SHAKESPEARE, William [SHAKESPEARE HEAD PRESS] ~ Shakespeare’s Sonnets
FIRST EDITION THUS. The Shakespeare Head Press and Basil Blackwell, Stratford-Upon-Avon and Oxford: 1921
Foolscap 8vo., cream cloth-backed paste paper boards, with a decorative design in blue and printed labels to upper cover and spine; outer edges untrimmed; with typographic head and tail pieces throughout; THE BOOK with light browning and offsetting to half title; a few light spots and marks but generally clean throughout, some browning and soiling to the outer edges of boards with rubbing to extremities and bumped to spine tips; spine label a little more darkened than the other; with one small scuff to backstrip; very good.

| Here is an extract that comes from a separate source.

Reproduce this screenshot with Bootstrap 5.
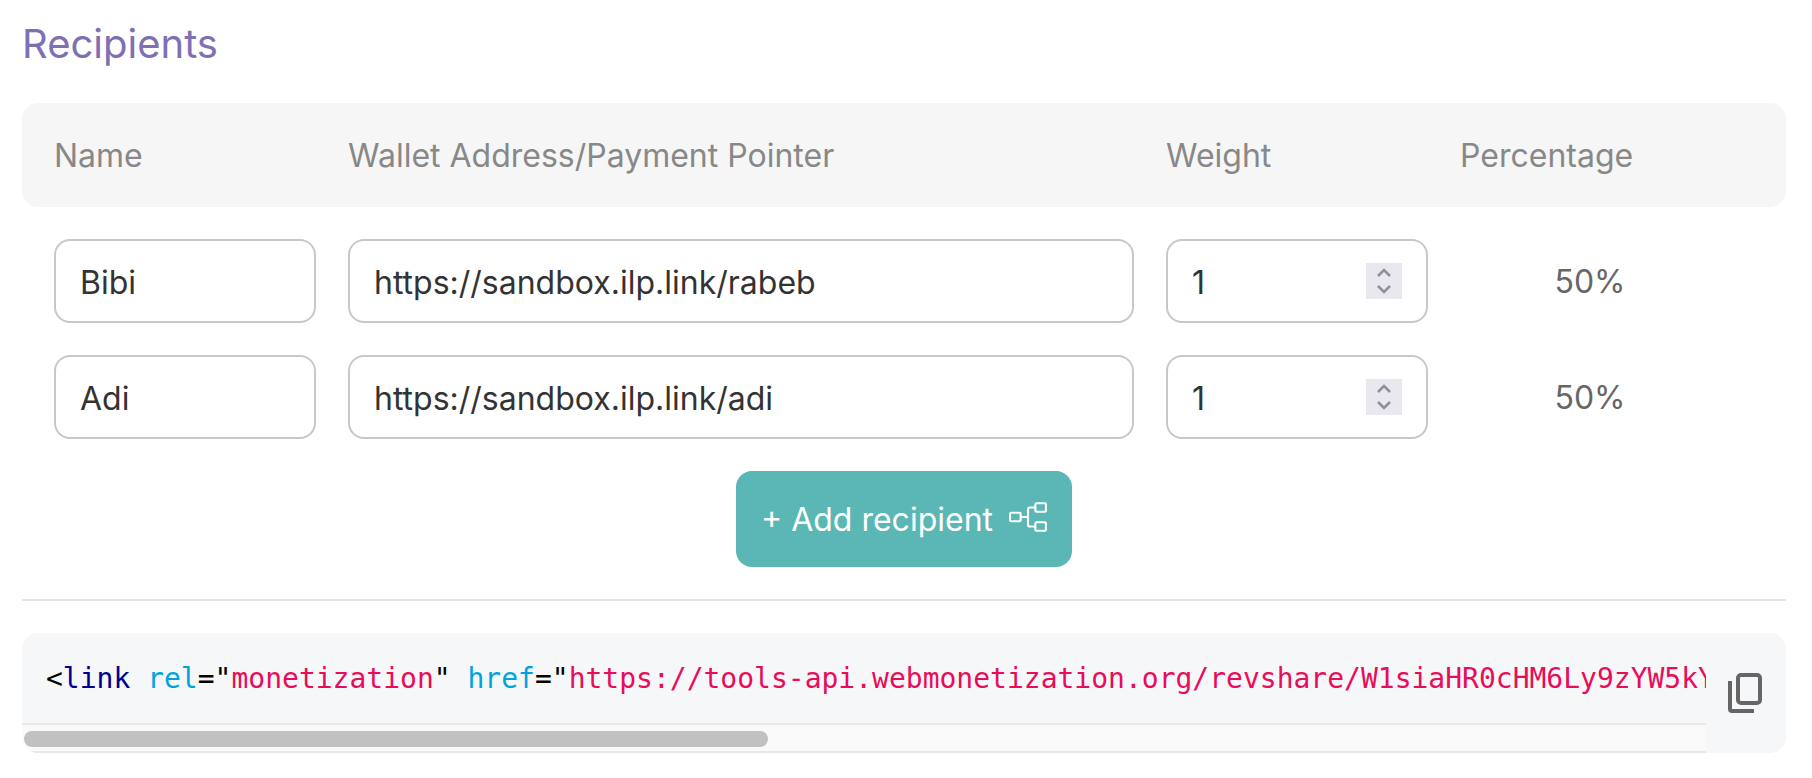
<!DOCTYPE html>
<html lang="en">
<head>
  <meta charset="UTF-8" />
  <meta name="viewport" content="width=device-width, initial-scale=1.0"/>
  <title>Recipients</title>
  <link href="https://cdn.jsdelivr.net/npm/bootstrap@5.3.3/dist/css/bootstrap.min.css" rel="stylesheet">
  <style>
    body {
      font-family: Inter, "Liberation Sans", sans-serif;
      background: #fff;
      overflow: hidden;
    }
    .page-wrap { padding: 15px 26px 0 22px; }
    .title-text {
      color: #7f70b2;
      font-size: 40px;
      line-height: 58px;
      font-weight: 400;
      margin: 0 0 30px;
    }
    .rec-grid {
      display: grid;
      grid-template-columns: 262px 786px 262px 1fr;
      column-gap: 32px;
      align-items: center;
      padding: 0 32px;
    }
    .head-band {
      background: #f6f6f6;
      border-radius: 16px;
      height: 104px;
      color: #888;
      font-size: 32px;
      margin-bottom: 32px;
      padding-top: 2px;
    }
    .row-gap { margin-bottom: 32px; }
    .form-control.rec-input {
      height: 84px;
      border: 2px solid #c8c8c8;
      border-radius: 16px;
      font-size: 32px;
      color: #333;
      padding: 2px 24px 0;
      box-shadow: none;
    }
    .weight-box { position: relative; }
    .stepper {
      position: absolute;
      top: 24px;
      right: 26px;
      width: 36px;
      height: 36px;
      background: #e8e8ee;
    }
    .pct-text {
      color: #666;
      font-size: 32px;
      text-align: center;
      padding: 2px 34px 0 0;
    }
    .btn.add-btn {
      background: #5ab7b5;
      color: #fff;
      border: 0;
      border-radius: 16px;
      height: 96px;
      width: 336px;
      font-size: 32px;
      gap: 16px;
      padding-top: 8px;
    }
    .btn.add-btn svg { margin-top: -6px; }
    .split-line {
      border: 0;
      border-top: 2px solid #e5e5ea;
      opacity: 1;
      margin: 32px 0 32px;
    }
    .code-box {
      background: #f6f7f9;
      border-radius: 16px;
      height: 120px;
      overflow: hidden;
    }
    .code-scroll {
      width: 1684px;
      overflow: hidden;
    }
    .code-line {
      height: 90px;
      line-height: 92px;
      padding-left: 24px;
      margin: 0;
      overflow: hidden;
      white-space: pre;
      font-family: "DejaVu Sans Mono", "Liberation Mono", monospace;
      font-size: 28px;
      color: #000;
    }
    .tk-tag { color: #000090; }
    .tk-attr { color: #00a4db; }
    .tk-val { color: #e90c59; }
    .scroll-track {
      height: 30px;
      background: #fafafa;
      border-top: 2px solid #e8e8e8;
      border-bottom: 2px solid #e8e8e8;
      padding: 6px 2px;
    }
    .scroll-thumb {
      width: 744px;
      height: 16px;
      background: #c1c1c1;
      border-radius: 8px;
    }
    .copy-side { width: 80px; padding: 40px 0 0 22px; }
  </style>
</head>
<body>
  <div class="page-wrap">
    <h2 class="title-text">Recipients</h2>

    <div class="rec-grid head-band">
      <div>Name</div>
      <div>Wallet Address/Payment Pointer</div>
      <div>Weight</div>
      <div>Percentage</div>
    </div>

    <div class="rec-grid row-gap">
      <input type="text" class="form-control rec-input" value="Bibi">
      <input type="text" class="form-control rec-input" value="https://sandbox.ilp.link/rabeb">
      <div class="weight-box">
        <input type="text" class="form-control rec-input" value="1">
        <div class="stepper">
          <svg width="36" height="36" viewBox="0 0 36 36" fill="none" stroke="#8e8e9e" stroke-width="2.5"><path d="M12 13l6-6 6 6M12 23l6 6 6-6"/></svg>
        </div>
      </div>
      <div class="pct-text">50%</div>
    </div>

    <div class="rec-grid row-gap">
      <input type="text" class="form-control rec-input" value="Adi">
      <input type="text" class="form-control rec-input" value="https://sandbox.ilp.link/adi">
      <div class="weight-box">
        <input type="text" class="form-control rec-input" value="1">
        <div class="stepper">
          <svg width="36" height="36" viewBox="0 0 36 36" fill="none" stroke="#8e8e9e" stroke-width="2.5"><path d="M12 13l6-6 6 6M12 23l6 6 6-6"/></svg>
        </div>
      </div>
      <div class="pct-text">50%</div>
    </div>

    <div class="d-flex justify-content-center">
      <button type="button" class="btn add-btn d-inline-flex align-items-center justify-content-center">
        + Add recipient
        <svg width="38" height="30" viewBox="0 0 36 28" fill="none" stroke="#fff" stroke-width="2"><rect x="1" y="10" width="10" height="8" rx="1"/><rect x="25" y="1" width="10" height="8" rx="1"/><rect x="25" y="19" width="10" height="8" rx="1"/><path d="M11 14h7M25 5h-5a2 2 0 0 0-2 2v14a2 2 0 0 0 2 2h5"/></svg>
      </button>
    </div>

    <hr class="split-line">

    <div class="code-box d-flex">
      <div class="code-scroll">
        <pre class="code-line">&lt;<span class="tk-tag">link</span> <span class="tk-attr">rel</span>="<span class="tk-val">monetization</span>" <span class="tk-attr">href</span>="<span class="tk-val">https://tools-api.webmonetization.org/revshare/W1siaHR0cHM6Ly9zYW5kYm94LmlscC5saW5rL3JhYmViIiwxLCJCaWJpIl1d</span>" /&gt;</pre>
        <div class="scroll-track"><div class="scroll-thumb"></div></div>
      </div>
      <div class="copy-side">
        <svg width="34" height="40" viewBox="0 0 34 40" fill="none" stroke="#666" stroke-width="4"><rect x="10" y="2" width="22" height="28" rx="3"/><path d="M2 8v28a2 2 0 0 0 2 2h22"/></svg>
      </div>
    </div>
  </div>
  <script src="https://cdn.jsdelivr.net/npm/bootstrap@5.3.3/dist/js/bootstrap.bundle.min.js"></script>
</body>
</html>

The book is protected in a removable mylar cover. First edition thus of Shakespeare’s Sonnets, one of 410 copies only, of which this copy no. 101. Printed by A. H. Bullen, founder of the press (who also provides a note), the text was published posthumously, after he passed away in 1920. A pencil note present here to title identifies ‘The Dark Lady’ (who appears in Shakespeare’s sonnets) as ‘Elizabeth Bassano’. With the pencil name of the historian A. L. Rowse and the date of 5.11.81, the hand is certainly similar, although the attribution is dubious given that the lady in question is Emilia Bassano - an unlikely mistake for Rowse, who was specifically a scholar of the Elizabethan period. Emilia Bassano was the first woman in England to assert herself as a professional poet. The Forward is here provided by H.F.B Brett-Smith, who begins with a consideration of Bullen’s scholarship, and the work of the press itself, which he calls “no negligible contribution to the cause of good scholarship and good printing in England”. “Bullen had the modesty of the true scholar”, he continues, “the aesthetic value of his books to all lovers of English literature is unimpaired”.